Just a very tightly written update this time. I’ve been busy. More on that later.

Three events this month!
If you’re free tomorrow night (June 2), I’m doing a fifteen-minute spoken-word set at the Arts and Letters Club, at the Ad Lib Talent Show. Other performers include my friends Charlene Winger and Terry Khan, plus some Club members.

Free chips and pretzels. If free chips and pretzels don’t bring you out, I don’t know what the eff will.

The following Friday night, also at the Arts and Letters Club, I’m a cast member in Life’s WTF Moments, a series of comedy sketches written by Charlene. Come if you want to see me do a horrible Scottish accent.
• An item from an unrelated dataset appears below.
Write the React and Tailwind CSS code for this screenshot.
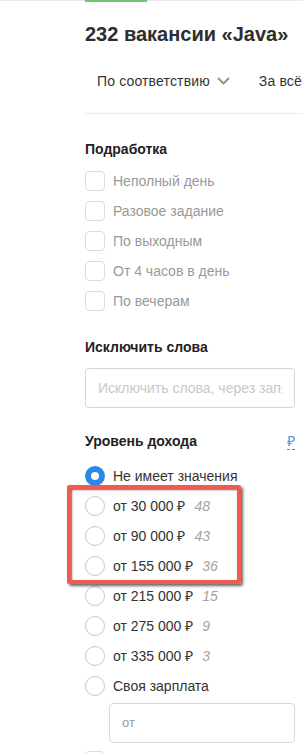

Then, on the afternoon of June 24, I’ll be one of the many readers at the final Poetry & Music Salon at Palmerston Library. It’s really more of a pre-booked open mic than a real gig or feature, but I’m plugging it anyway, God damn you.

Like I said, I’ve been busy. Busy writing for money, busy writing for fun, busy supporting friends and trying to find room for having fun too. Some of the writing has been fun listsicles for the Yellow Pages website. And two of them have recently been posted:

“Outdoor Summer Music Events in Toronto”
“Outdoor Park Adventures for Kids in Toronto”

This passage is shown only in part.